The second thing is already happening: it's those leaders within the Department of Defense who are actively tackling this. They're talking about getting out there and educating other governments, advocating for a more agile approach that takes into consideration the need to diversify risk-taking. To not always go with large incumbents, to figure out how to adapt technology and adopt it in a way that's more rapid, rather than ticking through these long budgetary cycles.
That's happening, but it has to happen more. And it needs more people talking about it. All this is a huge undertaking, because the processes we have in place are legacy ones that have been entrenched for decades.

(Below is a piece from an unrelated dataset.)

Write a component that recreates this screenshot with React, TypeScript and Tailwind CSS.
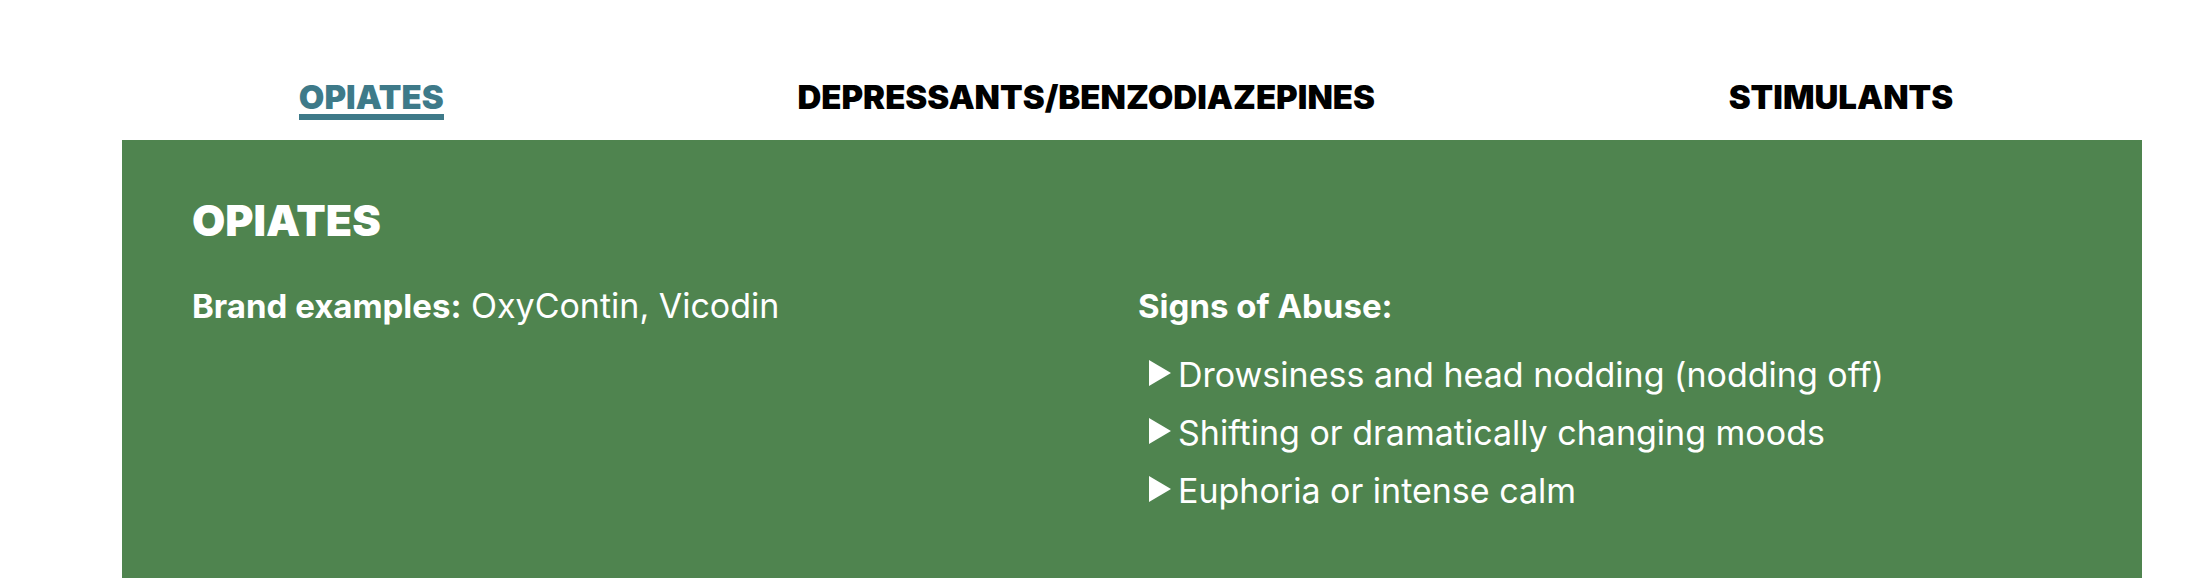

In quantum specifically, one of the biggest challenges we face is the talent and the workforce. It's imperative that we attract people from diverse backgrounds to the field - historically that has not been the case.
One way we like to do that is to work closely with universities. The National Science Foundation has helped fund the establishment of quantum research platforms, such as Albert [ColdQuanta's design and emulation platform]. Especially at universities that have historically underrepresented populations.
A conversation that reveals something little acknowledged outside the US - America is grappling with the same problems as other countries as it seeks to capitalize on fast-emerging technologies - before others get there first.